The president of the BMA, Bernard Docker, charged the government with ‘mass murder’.

Amid much consternation, Bevan was forced to make a number of concessions: the hospital system would be run on the basis of regional boards, with only the minister having centralised powers; consultants would be allowed to retain a part-time private practice as long as they did not establish pri- vate facilities; and GPs would be permitted to remain semi- independent.

It took only two years from the passage of the legislation for the NHS to be launched on 5 July 1948. By then opposition from doctors had melted away and more than 90 percent of the population had been enrolled into the system. Queues formed around the block in cities across England and Wales as people sought information on their new entitlements.

Bevan’s Legacy

The NHS was the first healthcare system in the world to provide free medical care to the entire population. It was also the first to provide comprehensive care on the basis of general taxation rather than insurance.
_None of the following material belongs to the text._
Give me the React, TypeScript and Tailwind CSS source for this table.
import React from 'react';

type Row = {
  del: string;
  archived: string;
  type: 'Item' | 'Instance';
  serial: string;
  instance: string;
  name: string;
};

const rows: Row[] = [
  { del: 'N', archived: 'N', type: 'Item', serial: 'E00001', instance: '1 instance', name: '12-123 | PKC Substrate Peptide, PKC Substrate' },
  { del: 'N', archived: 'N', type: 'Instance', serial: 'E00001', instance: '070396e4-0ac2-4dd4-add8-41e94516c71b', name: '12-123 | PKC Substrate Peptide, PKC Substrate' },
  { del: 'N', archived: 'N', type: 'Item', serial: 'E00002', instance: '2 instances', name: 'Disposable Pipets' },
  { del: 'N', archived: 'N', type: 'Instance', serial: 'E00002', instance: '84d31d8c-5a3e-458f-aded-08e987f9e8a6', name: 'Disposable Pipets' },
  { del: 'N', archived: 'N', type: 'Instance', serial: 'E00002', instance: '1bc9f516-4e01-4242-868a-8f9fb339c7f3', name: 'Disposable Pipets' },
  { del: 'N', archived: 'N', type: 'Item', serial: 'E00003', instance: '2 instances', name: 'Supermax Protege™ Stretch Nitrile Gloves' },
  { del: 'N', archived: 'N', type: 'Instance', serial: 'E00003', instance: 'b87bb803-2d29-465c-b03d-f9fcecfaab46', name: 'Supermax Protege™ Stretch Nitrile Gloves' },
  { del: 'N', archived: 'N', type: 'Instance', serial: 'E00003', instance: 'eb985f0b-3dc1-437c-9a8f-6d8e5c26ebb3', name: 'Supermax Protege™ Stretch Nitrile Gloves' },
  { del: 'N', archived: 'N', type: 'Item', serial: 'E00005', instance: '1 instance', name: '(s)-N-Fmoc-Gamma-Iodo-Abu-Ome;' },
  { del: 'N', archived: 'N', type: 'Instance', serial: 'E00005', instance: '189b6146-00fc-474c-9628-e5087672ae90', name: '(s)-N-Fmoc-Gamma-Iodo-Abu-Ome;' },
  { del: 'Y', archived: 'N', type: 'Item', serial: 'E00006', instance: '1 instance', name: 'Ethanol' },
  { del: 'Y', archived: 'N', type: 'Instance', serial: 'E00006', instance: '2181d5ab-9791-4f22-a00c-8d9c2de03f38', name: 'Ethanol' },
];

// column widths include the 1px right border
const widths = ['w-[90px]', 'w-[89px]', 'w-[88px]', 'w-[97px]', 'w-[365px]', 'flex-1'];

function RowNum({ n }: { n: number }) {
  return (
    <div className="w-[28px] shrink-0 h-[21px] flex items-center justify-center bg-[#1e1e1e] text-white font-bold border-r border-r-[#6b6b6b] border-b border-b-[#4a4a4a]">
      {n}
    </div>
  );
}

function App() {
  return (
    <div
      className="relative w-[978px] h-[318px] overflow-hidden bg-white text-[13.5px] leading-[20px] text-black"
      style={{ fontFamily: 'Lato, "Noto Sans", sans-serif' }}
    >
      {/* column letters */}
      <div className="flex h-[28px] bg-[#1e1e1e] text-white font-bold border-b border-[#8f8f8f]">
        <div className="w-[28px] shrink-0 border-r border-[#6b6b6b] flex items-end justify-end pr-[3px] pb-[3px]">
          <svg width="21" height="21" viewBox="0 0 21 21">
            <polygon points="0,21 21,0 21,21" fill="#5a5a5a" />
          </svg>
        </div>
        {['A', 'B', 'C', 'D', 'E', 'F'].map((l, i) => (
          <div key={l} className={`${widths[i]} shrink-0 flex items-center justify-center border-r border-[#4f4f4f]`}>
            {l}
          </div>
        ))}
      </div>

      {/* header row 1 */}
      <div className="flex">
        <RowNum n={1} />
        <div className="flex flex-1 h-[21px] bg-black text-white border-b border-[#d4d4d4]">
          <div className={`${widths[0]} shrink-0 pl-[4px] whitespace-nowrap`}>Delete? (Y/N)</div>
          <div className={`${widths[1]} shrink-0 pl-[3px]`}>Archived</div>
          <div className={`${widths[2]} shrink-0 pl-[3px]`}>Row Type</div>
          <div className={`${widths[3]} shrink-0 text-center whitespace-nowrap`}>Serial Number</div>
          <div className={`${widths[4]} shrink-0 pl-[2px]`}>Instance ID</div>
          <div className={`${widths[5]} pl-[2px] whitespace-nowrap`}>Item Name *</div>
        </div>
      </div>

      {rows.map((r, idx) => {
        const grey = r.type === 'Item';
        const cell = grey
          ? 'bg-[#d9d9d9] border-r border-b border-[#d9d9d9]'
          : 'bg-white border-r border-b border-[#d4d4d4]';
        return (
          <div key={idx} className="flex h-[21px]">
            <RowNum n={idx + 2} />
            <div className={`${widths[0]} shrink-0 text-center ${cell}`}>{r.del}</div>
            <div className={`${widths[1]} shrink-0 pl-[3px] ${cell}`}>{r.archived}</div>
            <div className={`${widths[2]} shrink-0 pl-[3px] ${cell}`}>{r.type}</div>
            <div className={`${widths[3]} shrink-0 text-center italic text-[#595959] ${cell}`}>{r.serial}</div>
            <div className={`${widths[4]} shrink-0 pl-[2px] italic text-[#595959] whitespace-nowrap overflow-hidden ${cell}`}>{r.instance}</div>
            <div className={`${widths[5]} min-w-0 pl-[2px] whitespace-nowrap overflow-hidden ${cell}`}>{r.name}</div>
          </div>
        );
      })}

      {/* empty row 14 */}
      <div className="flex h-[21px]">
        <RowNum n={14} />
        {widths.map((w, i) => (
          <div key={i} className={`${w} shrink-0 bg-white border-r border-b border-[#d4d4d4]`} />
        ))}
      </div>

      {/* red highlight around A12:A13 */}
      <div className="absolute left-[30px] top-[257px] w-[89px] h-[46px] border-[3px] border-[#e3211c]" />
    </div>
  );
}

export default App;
In the decade after the establishment of the NHS, many Western nations sought to introduce public healthcare — but none provided it so widely, so effectively, and as a right to so many.
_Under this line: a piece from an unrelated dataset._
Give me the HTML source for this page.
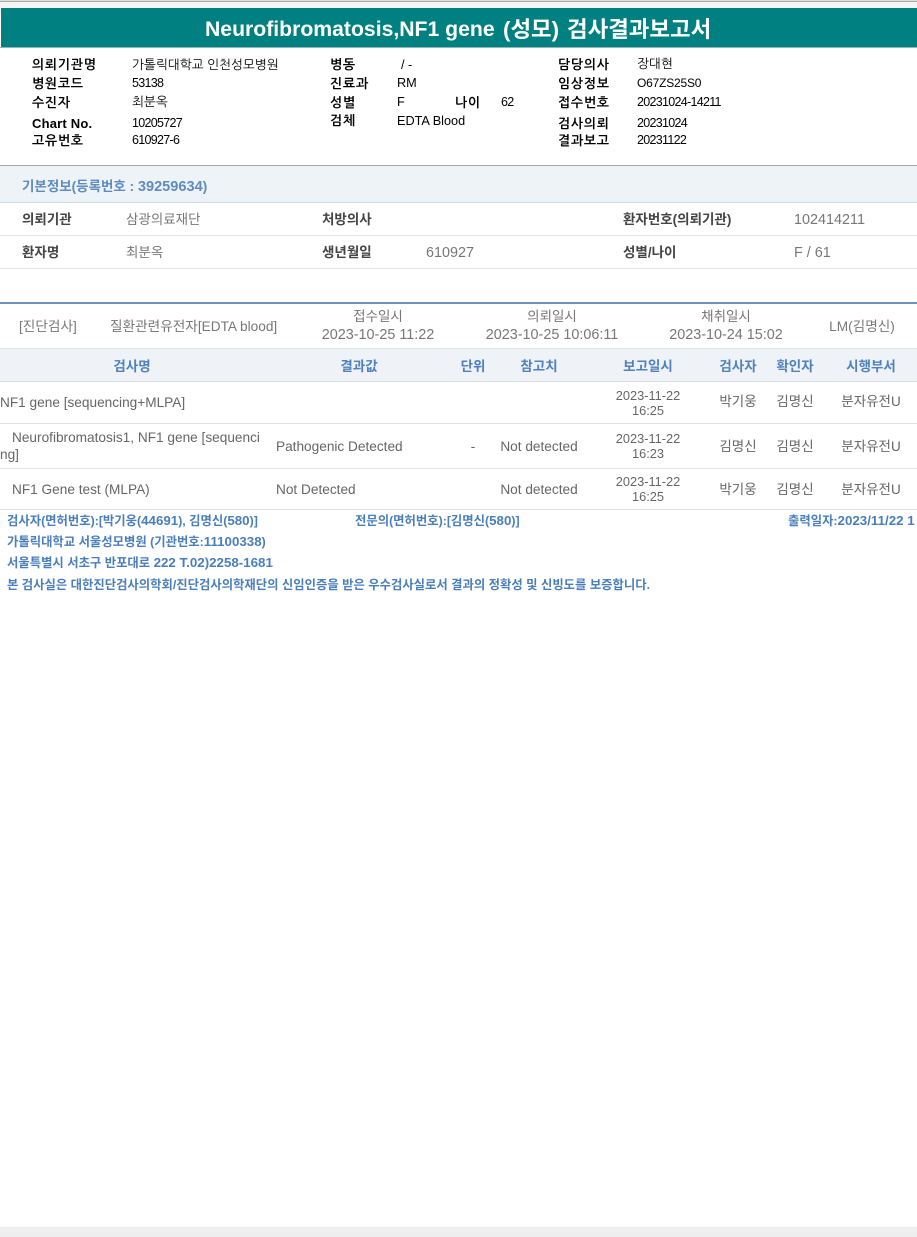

It would be wrong to paint the beginnings of the NHS as smooth, however. Opposition from the Conservative Party and Labour’s right wing continued. Even Bevan hadn’t expected the extraordinary uptake in usage for the NHS in its early years as millions who had been denied decent care sought to make up for a lifetime of neglect.
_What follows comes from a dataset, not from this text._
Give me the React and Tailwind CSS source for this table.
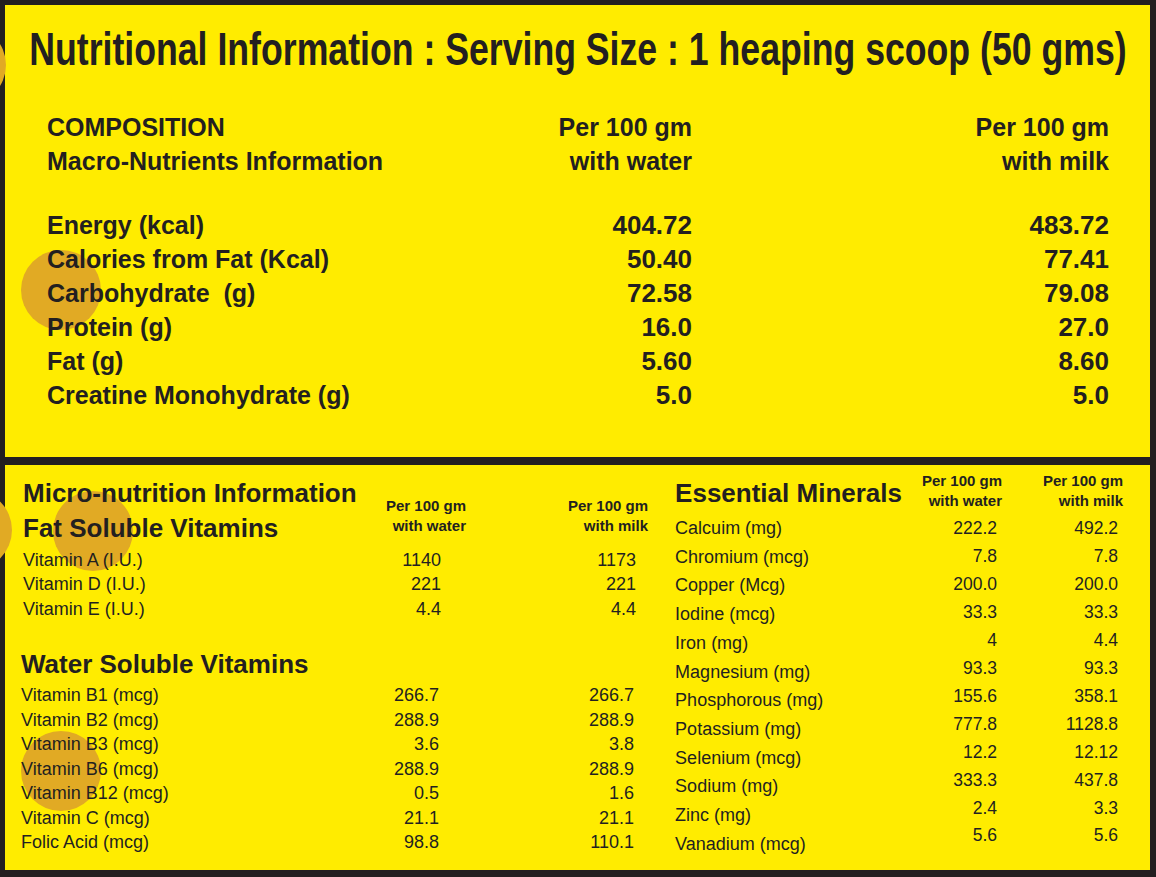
import React from 'react';

const topRows = [
  ['Energy (kcal)', '404.72', '483.72'],
  ['Calories from Fat (Kcal)', '50.40', '77.41'],
  ['Carbohydrate\u00a0 (g)', '72.58', '79.08'],
  ['Protein (g)', '16.0', '27.0'],
  ['Fat (g)', '5.60', '8.60'],
  ['Creatine Monohydrate (g)', '5.0', '5.0'],
];

const fatVitamins = [
  ['Vitamin A (I.U.)', '1140', '1173'],
  ['Vitamin D (I.U.)', '221', '221'],
  ['Vitamin E (I.U.)', '4.4', '4.4'],
];

const waterVitamins = [
  ['Vitamin B1 (mcg)', '266.7', '266.7'],
  ['Vitamin B2 (mcg)', '288.9', '288.9'],
  ['Vitamin B3 (mcg)', '3.6', '3.8'],
  ['Vitamin B6 (mcg)', '288.9', '288.9'],
  ['Vitamin B12 (mcg)', '0.5', '1.6'],
  ['Vitamin C (mcg)', '21.1', '21.1'],
  ['Folic Acid (mcg)', '98.8', '110.1'],
];

const minerals = [
  ['Calcuim (mg)', '222.2', '492.2'],
  ['Chromium (mcg)', '7.8', '7.8'],
  ['Copper (Mcg)', '200.0', '200.0'],
  ['Iodine (mcg)', '33.3', '33.3'],
  ['Iron (mg)', '4', '4.4'],
  ['Magnesium (mg)', '93.3', '93.3'],
  ['Phosphorous (mg)', '155.6', '358.1'],
  ['Potassium (mg)', '777.8', '1128.8'],
  ['Selenium (mcg)', '12.2', '12.12'],
  ['Sodium (mg)', '333.3', '437.8'],
  ['Zinc (mg)', '2.4', '3.3'],
  ['Vanadium (mcg)', '5.6', '5.6'],
];

const SmallHead = ({ second }) => (
  <div className="text-[15px] font-bold leading-[20px] text-right whitespace-nowrap">
    <div>Per 100 gm</div>
    <div>{second}</div>
  </div>
);

const VitaminRows = ({ rows }) => (
  <>
    {rows.map(([name, water, milk]) => (
      <div key={name} className="grid grid-cols-[355px_90px_182px] text-[18px] leading-[24.5px]">
        <div className="whitespace-nowrap">{name}</div>
        <div className="text-right pr-[27px]">{water}</div>
        <div className="text-right pr-[14px]">{milk}</div>
      </div>
    ))}
  </>
);

const App = () => {
  return (
    <div className="relative w-[1156px] h-[877px] overflow-hidden bg-[#231f20] pt-[5px] pl-[5px] pr-[6px] pb-[7px] text-[#231f20] font-['Liberation_Sans',Arial,sans-serif]">
      {/* orange dots */}
      <div className="absolute left-[-74px] top-[25px] w-[80px] h-[80px] rounded-full bg-[#e1aa24]"></div>
      <div className="absolute left-[21px] top-[250px] w-[80px] h-[80px] rounded-full bg-[#e1aa24]"></div>
      <div className="absolute left-[-68px] top-[490px] w-[80px] h-[80px] rounded-full bg-[#e1aa24]"></div>
      <div className="absolute left-[53px] top-[491px] w-[80px] h-[80px] rounded-full bg-[#e1aa24]"></div>
      <div className="absolute left-[21px] top-[731px] w-[80px] h-[80px] rounded-full bg-[#e1aa24]"></div>

      {/* top panel */}
      <div className="h-[452px] bg-[#ffec00]">
        <div className="relative pt-[18.5px] pl-[42px] pr-[41px]">
          <h1 className="flex justify-center text-[46px] leading-[50px] font-bold whitespace-nowrap">
            <span className="shrink-0 inline-block origin-center scale-x-[0.775]">
              Nutritional Information : Serving Size : 1 heaping scoop (50 gms)
            </span>
          </h1>

          <div className="mt-[36.5px] grid grid-cols-[505px_140px_1fr] text-[25px] font-bold leading-[34px]">
            <div className="whitespace-nowrap">
              <div>COMPOSITION</div>
              <div>Macro-Nutrients Information</div>
            </div>
            <div className="text-right whitespace-nowrap">
              <div>Per 100 gm</div>
              <div>with water</div>
            </div>
            <div className="text-right whitespace-nowrap">
              <div>Per 100 gm</div>
              <div>with milk</div>
            </div>
          </div>

          <div className="mt-[31px]">
            {topRows.map(([name, water, milk]) => (
              <div key={name} className="grid grid-cols-[505px_140px_1fr] font-bold leading-[33.9px]">
                <div className="text-[25px] whitespace-nowrap">{name}</div>
                <div className="text-[26px] text-right">{water}</div>
                <div className="text-[26px] text-right">{milk}</div>
              </div>
            ))}
          </div>
        </div>
      </div>

      <div className="h-[8px]"></div>

      {/* bottom panel */}
      <div className="h-[405px] bg-[#ffec00]">
        <div className="relative flex h-full">
          {/* vitamins */}
          <div className="w-[655px] pl-[16px] pt-[10.5px]">
            <div className="grid grid-cols-[355px_90px_182px]">
              <div className="pl-[2px] text-[26px] font-bold leading-[35px] whitespace-nowrap">
                <div>Micro-nutrition Information</div>
                <div>Fat Soluble Vitamins</div>
              </div>
              <div className="mt-[20.5px]">
                <SmallHead second="with water" />
              </div>
              <div className="mt-[20.5px]">
                <SmallHead second="with milk" />
              </div>
            </div>
            <div className="mt-[2px] pl-[2px]">
              <VitaminRows rows={fatVitamins} />
            </div>
            <div className="mt-[26px] text-[26px] font-bold leading-[35px] whitespace-nowrap">
              Water Soluble Vitamins
            </div>
            <div className="mt-[1px]">
              <VitaminRows rows={waterVitamins} />
            </div>
          </div>

          {/* minerals */}
          <div className="flex-1 flex pl-[17px] pr-[27px] pt-[6px]">
            <div className="flex-1">
              <div className="h-[43px] pt-[4.8px] text-[26px] font-bold leading-[35px] whitespace-nowrap">
                Essential Minerals
              </div>
              <div className="text-[18px] leading-[28.7px]">
                {minerals.map(([name]) => (
                  <div key={name} className="whitespace-nowrap">{name}</div>
                ))}
              </div>
            </div>
            <div className="w-[100px]">
              <div className="h-[43px]">
                <SmallHead second="with water" />
              </div>
              <div className="mt-[1px] pr-[5px] text-right text-[17.5px] leading-[27.95px]">
                {minerals.map(([name, water]) => (
                  <div key={name}>{water}</div>
                ))}
              </div>
            </div>
            <div className="w-[121px]">
              <div className="h-[43px]">
                <SmallHead second="with milk" />
              </div>
              <div className="mt-[1px] pr-[5px] text-right text-[17.5px] leading-[27.95px]">
                {minerals.map(([name, , milk]) => (
                  <div key={name}>{milk}</div>
                ))}
              </div>
            </div>
          </div>
        </div>
      </div>
    </div>
  );
};

export default App;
The cost of managing the NHS, which the Labour Party had said would be £170 million in 1943, had reached £465 million by 1951. Bevan’s opponents successfully whipped up panic about overruns in the system which had seen Attlee introduce a cap on expenditure.

When the Labour government sought to introduce charges for dental services and eye care in 1951, Bevan resigned from the cabinet. Direct charges were anathema to his beliefs, but they were to be extended further in the NHS when the Conservative government introduced prescription charges shortly afterwards.

Despite its limitations, the NHS was an extraordinary achievement and success. Surveys after its establishment found that the NHS enjoyed 89 percent approval. The 1952 Guillebaud Report, an independent study commissioned by the Conservative government on NHS spending, tvindicated Bevan — finding no strong evidence of waste, disputing the need for medical charges, and calling for greater investment.

In these early years, the NHS radically improved the lives of millions — ensuring that developments in antibacterials, anticoagulants, blood transfusions, anaesthetics, X-radiation, and cardiology were available to all.

In 1954 NHS medical researchers were the first to link smoking to lung cancer; in 1958 a national programme was launched to vaccinate everyone under 15 against polio and diphtheria; in 1960 an NHS hospital performed the UK’s first kidney transplant; and in 1961 the contraceptive pill was made available through public clinics.

By 1964 around one in five people visited the hospital at least once a year, a sixfold increase since 1948. Within twenty years the infant mortality rate in England and Wales had halved, with the maternal mortality rate reduced by two-thirds. Deaths from infectious disease declined 90 percent by 1970 for both men and women. The National Statistics office found that premature deaths among those aged 15 to 44 halved within a decade of the NHS being established, and for those aged 1 to 14 it fell by more than 60 percent.

When Aneurin Bevan died in 1960, a Conservative MP wrote in the Evening Standard:

He was the last of the demagogues. In the coalfields from which he came, Marx and Engels have been supplanted by Marks & Spencer, and the sound of class war is being drowned by the hum of the spin-dryer. There will be no more Aneurin Bevans.

But Bevan’s politics didn’t die with the industries that made him, nor did the necessity for the free, comprehensive, and universal healthcare system he introduced. As a new generation faces the realities of class war waged from above, the NHS offers a reminder of what can be achieved when the tides of history are turned back in the other direction.